*DATA SEGMENT:*
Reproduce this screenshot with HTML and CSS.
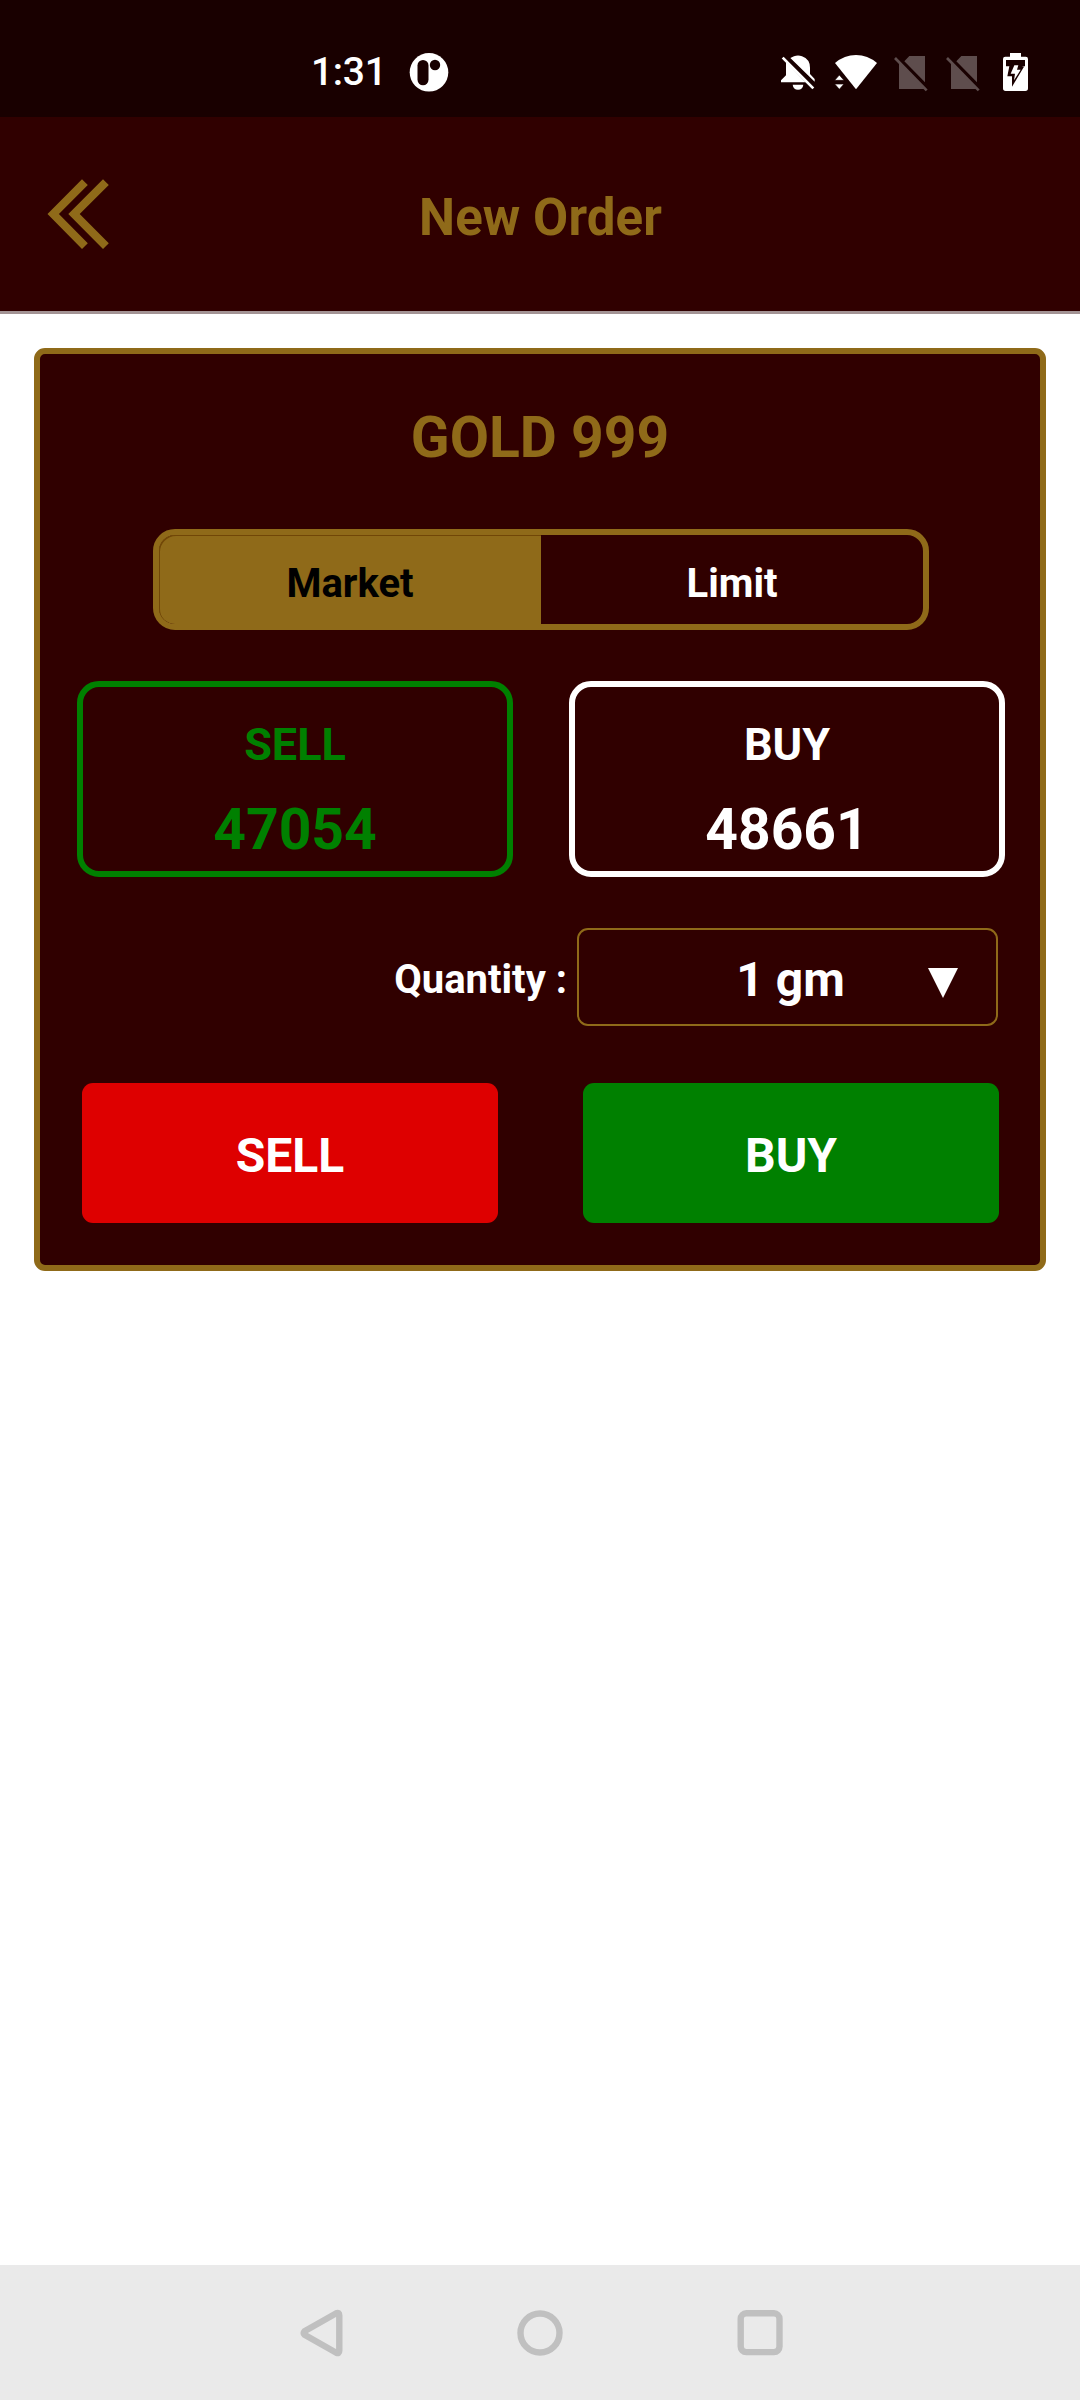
FILE: index.html
```html
<!DOCTYPE html>
<html lang="en">
<head>
<meta charset="utf-8">
<title>New Order</title>
<link rel="stylesheet" href="styles.css">
</head>
<body>
<div class="screen">
  <div class="status">
    <span class="time">1:31</span>
    <svg class="app-icon" width="40" height="40" viewBox="0 0 40 40"><circle cx="20" cy="20.3" r="19.3" fill="#fff"/><rect x="8.5" y="7.9" width="11" height="25.4" rx="5.5" fill="#190000"/><circle cx="26" cy="13" r="5.2" fill="#190000"/></svg>
    <div class="tray">
      <svg class="bell" width="36" height="40" viewBox="60 66 108 120" fill="#fff"><path d="M91 84Q98 81 102 79Q114 74 126 79Q150 88 150 113V132L164 147V155ZM78 96L137 157H63V151L78 136Z"/><path d="M98 164H130Q128 179 114 179Q100 179 98 164Z"/><path d="M68 83L160 175" stroke="#fff" stroke-width="8"/></svg>
      <svg class="wifi" width="44" height="40" viewBox="222 66 132 120" fill="#fff"><path d="M225 99Q253 75 288 75Q323 75 351 99L288 178Z"/><path d="M224 151L238 135L252 151ZM224 162H252L238 178Z" stroke="#190000" stroke-width="2"/></svg>
      <svg class="sim" width="36" height="40" viewBox="399 66 108 120" fill="#5e4d4d"><path d="M448 78H495V157L433 94ZM417 98L494 177H417Z"/><path d="M405 84L500 181" stroke="#5e4d4d" stroke-width="8"/></svg>
      <svg class="sim-two" width="36" height="40" viewBox="399 66 108 120" fill="#5e4d4d"><path d="M448 78H495V157L433 94ZM417 98L494 177H417Z"/><path d="M405 84L500 181" stroke="#5e4d4d" stroke-width="8"/></svg>
      <svg width="27" height="40" viewBox="726 66 81 120"><path d="M750 69H783V80H797Q804 80 804 87V175Q804 183 796 183H737Q729 183 729 175V87Q729 80 736 80H750Z" fill="#fff"/><path d="M738 90H795V109H785L792 110L756 170V139H742L748 109H738Z" fill="#190000"/><path d="M763 106H775L771 119H782L762 151L765 131H752Z" fill="#fff"/></svg>
    </div>
  </div>
  <header class="header">
    <svg class="back" width="64" height="72" viewBox="46 178 64 72" fill="#8f6a19"><path d="M47.5 214L82 179.3L87.8 185L58.9 214L87.8 243.2L82 249ZM68.3 214L103 179.3L108.8 185L79.7 214L108.8 243.2L103 249Z"/></svg>
    <h1 class="title">New Order</h1>
  </header>
  <main class="content">
    <section class="card">
      <h2 class="product">GOLD 999</h2>
      <div class="toggle"><div class="option active">Market</div><div class="option">Limit</div></div>
      <div class="prices">
        <div class="price sell"><span class="label">SELL</span><span class="amount">47054</span></div>
        <div class="price buy"><span class="label">BUY</span><span class="amount">48661</span></div>
      </div>
      <div class="quantity">
        <span class="quantity-label">Quantity :</span>
        <div class="select"><span class="value">1 gm</span><svg class="caret" width="30" height="30" viewBox="0 0 30 30"><path d="M0 0H30L15 30Z" fill="#fff"/></svg></div>
      </div>
      <div class="actions"><div class="button red">SELL</div><div class="button green">BUY</div></div>
    </section>
  </main>
  <nav class="nav">
    <svg width="46" height="50" viewBox="298 2308 46 50"><path d="M304.5 2331.3L336.2 2313.3Q339.3 2312 339.3 2315.5V2350.5Q339.3 2354 336.2 2352.7L304.5 2334.7Q303 2333 304.5 2331.3Z"/></svg>
    <svg width="50" height="50" viewBox="515 2308 50 50"><circle cx="540" cy="2333" r="19.5"/></svg>
    <svg width="50" height="50" viewBox="735 2308 50 50"><rect x="740.7" y="2313.3" width="38.8" height="38.8" rx="5.5"/></svg>
  </nav>
</div>
</body>
</html>
```
FILE: styles.css
```css
* { box-sizing: border-box; }
body { margin: 0; background: #fff; font-family: Roboto, sans-serif; font-weight: 700; color: #fff; }
svg { display: block; flex: none; }
.screen { width: 1080px; height: 2400px; display: flex; flex-direction: column; }
.status { height: 117px; padding: 0 51px 0 311px; display: flex; align-items: flex-start; background: #190000; }
.time { width: 98px; padding-top: 49px; font-size: 39px; line-height: 47px; font-weight: 500; letter-spacing: -0.3px; }
.app-icon { margin-top: 52px; }
.tray { display: flex; margin: 52px 0 0 auto; }
.bell { margin-right: 18px; }
.wifi { margin-right: 15px; }
.sim { margin-right: 16px; }
.sim-two { margin-right: 21px; }
.header { height: 197px; display: grid; grid-template-columns: 64px 1fr 64px; padding: 0 46px; background: #300000; border-bottom: 3px solid #a39394; }
.back { margin-top: 61px; }
.title { margin: 71px 0 0 1px; text-align: center; font-size: 51px; line-height: 60px; letter-spacing: 0.1px; color: #8f6a19; }
.content { flex: 1; padding: 34px; }
.card { height: 923px; border: 6px solid #8f6a19; border-radius: 11px; background: #300000; padding: 50px 35px 42px 37px; }
.product { margin: 0 2px 0 0; text-align: center; font-size: 57px; line-height: 68px; color: #8f6a19; }
.toggle { width: 776px; height: 101px; margin: 57px 0 0 76px; display: flex; border: 6px solid #8f6a19; border-radius: 22px; }
.option { flex: 1; display: flex; align-items: center; justify-content: center; padding-top: 7px; font-size: 40px; line-height: 47px; }
.active { color: #000; background: #8f6a19; border-radius: 16px 0 0 16px; box-shadow: inset 1px 1px 0 #714707; }
.prices { display: flex; justify-content: space-between; margin-top: 51px; }
.price { width: 436px; height: 196px; border: 6px solid; border-radius: 22px; display: flex; flex-direction: column; align-items: center; padding-top: 31px; }
.sell { color: green; }
.buy { color: #fff; }
.label { font-size: 45px; line-height: 54px; }
.amount { font-size: 57px; line-height: 68px; margin-top: 24px; }
.quantity { display: flex; justify-content: flex-end; margin: 51px 7px 0 0; }
.quantity-label { margin: 28px 10px 0 0; font-size: 40px; line-height: 47px; }
.select { width: 421px; height: 98px; border: 2px solid #8f6a19; border-radius: 11px; display: grid; grid-template-columns: 1fr 30px; padding: 0 38px 0 74px; }
.value { padding-top: 21px; text-align: center; font-size: 48px; line-height: 58px; }
.caret { margin-top: 38px; }
.actions { display: flex; justify-content: space-between; margin: 57px 6px 0 5px; }
.button { width: 416px; height: 140px; border-radius: 11px; display: flex; align-items: center; justify-content: center; padding-top: 5px; font-size: 48px; line-height: 58px; }
.red { background: #de0000; }
.green { background: green; }
.nav { height: 135px; display: flex; justify-content: space-between; padding: 43px 295px 0 298px; background: #eaeaea; fill: none; stroke: #c0c0c0; stroke-width: 6.4; }
```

*PROBLEM DETAILS:* Retype the data above exactly; pictures are not part of the copy.

*SOLUTION TO THE PROBLEM:*
Reproduce this screenshot with HTML and CSS.
FILE: index.html
```html
<!DOCTYPE html>
<html lang="en">
<head>
<meta charset="utf-8">
<title>New Order</title>
<link rel="stylesheet" href="styles.css">
</head>
<body>
<div class="screen">
  <div class="status">
    <span class="time">1:31</span>
    <svg class="app-icon" width="40" height="40" viewBox="0 0 40 40"><circle cx="20" cy="20.3" r="19.3" fill="#fff"/><rect x="8.5" y="7.9" width="11" height="25.4" rx="5.5" fill="#190000"/><circle cx="26" cy="13" r="5.2" fill="#190000"/></svg>
    <div class="tray">
      <svg class="bell" width="36" height="40" viewBox="60 66 108 120" fill="#fff"><path d="M91 84Q98 81 102 79Q114 74 126 79Q150 88 150 113V132L164 147V155ZM78 96L137 157H63V151L78 136Z"/><path d="M98 164H130Q128 179 114 179Q100 179 98 164Z"/><path d="M68 83L160 175" stroke="#fff" stroke-width="8"/></svg>
      <svg class="wifi" width="44" height="40" viewBox="222 66 132 120" fill="#fff"><path d="M225 99Q253 75 288 75Q323 75 351 99L288 178Z"/><path d="M224 151L238 135L252 151ZM224 162H252L238 178Z" stroke="#190000" stroke-width="2"/></svg>
      <svg class="sim" width="36" height="40" viewBox="399 66 108 120" fill="#5e4d4d"><path d="M448 78H495V157L433 94ZM417 98L494 177H417Z"/><path d="M405 84L500 181" stroke="#5e4d4d" stroke-width="8"/></svg>
      <svg class="sim-two" width="36" height="40" viewBox="399 66 108 120" fill="#5e4d4d"><path d="M448 78H495V157L433 94ZM417 98L494 177H417Z"/><path d="M405 84L500 181" stroke="#5e4d4d" stroke-width="8"/></svg>
      <svg width="27" height="40" viewBox="726 66 81 120"><path d="M750 69H783V80H797Q804 80 804 87V175Q804 183 796 183H737Q729 183 729 175V87Q729 80 736 80H750Z" fill="#fff"/><path d="M738 90H795V109H785L792 110L756 170V139H742L748 109H738Z" fill="#190000"/><path d="M763 106H775L771 119H782L762 151L765 131H752Z" fill="#fff"/></svg>
    </div>
  </div>
  <header class="header">
    <svg class="back" width="64" height="72" viewBox="46 178 64 72" fill="#8f6a19"><path d="M47.5 214L82 179.3L87.8 185L58.9 214L87.8 243.2L82 249ZM68.3 214L103 179.3L108.8 185L79.7 214L108.8 243.2L103 249Z"/></svg>
    <h1 class="title">New Order</h1>
  </header>
  <main class="content">
    <section class="card">
      <h2 class="product">GOLD 999</h2>
      <div class="toggle"><div class="option active">Market</div><div class="option">Limit</div></div>
      <div class="prices">
        <div class="price sell"><span class="label">SELL</span><span class="amount">47054</span></div>
        <div class="price buy"><span class="label">BUY</span><span class="amount">48661</span></div>
      </div>
      <div class="quantity">
        <span class="quantity-label">Quantity :</span>
        <div class="select"><span class="value">1 gm</span><svg class="caret" width="30" height="30" viewBox="0 0 30 30"><path d="M0 0H30L15 30Z" fill="#fff"/></svg></div>
      </div>
      <div class="actions"><div class="button red">SELL</div><div class="button green">BUY</div></div>
    </section>
  </main>
  <nav class="nav">
    <svg width="46" height="50" viewBox="298 2308 46 50"><path d="M304.5 2331.3L336.2 2313.3Q339.3 2312 339.3 2315.5V2350.5Q339.3 2354 336.2 2352.7L304.5 2334.7Q303 2333 304.5 2331.3Z"/></svg>
    <svg width="50" height="50" viewBox="515 2308 50 50"><circle cx="540" cy="2333" r="19.5"/></svg>
    <svg width="50" height="50" viewBox="735 2308 50 50"><rect x="740.7" y="2313.3" width="38.8" height="38.8" rx="5.5"/></svg>
  </nav>
</div>
</body>
</html>
```
FILE: styles.css
```css
* { box-sizing: border-box; }
body { margin: 0; background: #fff; font-family: Roboto, sans-serif; font-weight: 700; color: #fff; }
svg { display: block; flex: none; }
.screen { width: 1080px; height: 2400px; display: flex; flex-direction: column; }
.status { height: 117px; padding: 0 51px 0 311px; display: flex; align-items: flex-start; background: #190000; }
.time { width: 98px; padding-top: 49px; font-size: 39px; line-height: 47px; font-weight: 500; letter-spacing: -0.3px; }
.app-icon { margin-top: 52px; }
.tray { display: flex; margin: 52px 0 0 auto; }
.bell { margin-right: 18px; }
.wifi { margin-right: 15px; }
.sim { margin-right: 16px; }
.sim-two { margin-right: 21px; }
.header { height: 197px; display: grid; grid-template-columns: 64px 1fr 64px; padding: 0 46px; background: #300000; border-bottom: 3px solid #a39394; }
.back { margin-top: 61px; }
.title { margin: 71px 0 0 1px; text-align: center; font-size: 51px; line-height: 60px; letter-spacing: 0.1px; color: #8f6a19; }
.content { flex: 1; padding: 34px; }
.card { height: 923px; border: 6px solid #8f6a19; border-radius: 11px; background: #300000; padding: 50px 35px 42px 37px; }
.product { margin: 0 2px 0 0; text-align: center; font-size: 57px; line-height: 68px; color: #8f6a19; }
.toggle { width: 776px; height: 101px; margin: 57px 0 0 76px; display: flex; border: 6px solid #8f6a19; border-radius: 22px; }
.option { flex: 1; display: flex; align-items: center; justify-content: center; padding-top: 7px; font-size: 40px; line-height: 47px; }
.active { color: #000; background: #8f6a19; border-radius: 16px 0 0 16px; box-shadow: inset 1px 1px 0 #714707; }
.prices { display: flex; justify-content: space-between; margin-top: 51px; }
.price { width: 436px; height: 196px; border: 6px solid; border-radius: 22px; display: flex; flex-direction: column; align-items: center; padding-top: 31px; }
.sell { color: green; }
.buy { color: #fff; }
.label { font-size: 45px; line-height: 54px; }
.amount { font-size: 57px; line-height: 68px; margin-top: 24px; }
.quantity { display: flex; justify-content: flex-end; margin: 51px 7px 0 0; }
.quantity-label { margin: 28px 10px 0 0; font-size: 40px; line-height: 47px; }
.select { width: 421px; height: 98px; border: 2px solid #8f6a19; border-radius: 11px; display: grid; grid-template-columns: 1fr 30px; padding: 0 38px 0 74px; }
.value { padding-top: 21px; text-align: center; font-size: 48px; line-height: 58px; }
.caret { margin-top: 38px; }
.actions { display: flex; justify-content: space-between; margin: 57px 6px 0 5px; }
.button { width: 416px; height: 140px; border-radius: 11px; display: flex; align-items: center; justify-content: center; padding-top: 5px; font-size: 48px; line-height: 58px; }
.red { background: #de0000; }
.green { background: green; }
.nav { height: 135px; display: flex; justify-content: space-between; padding: 43px 295px 0 298px; background: #eaeaea; fill: none; stroke: #c0c0c0; stroke-width: 6.4; }
```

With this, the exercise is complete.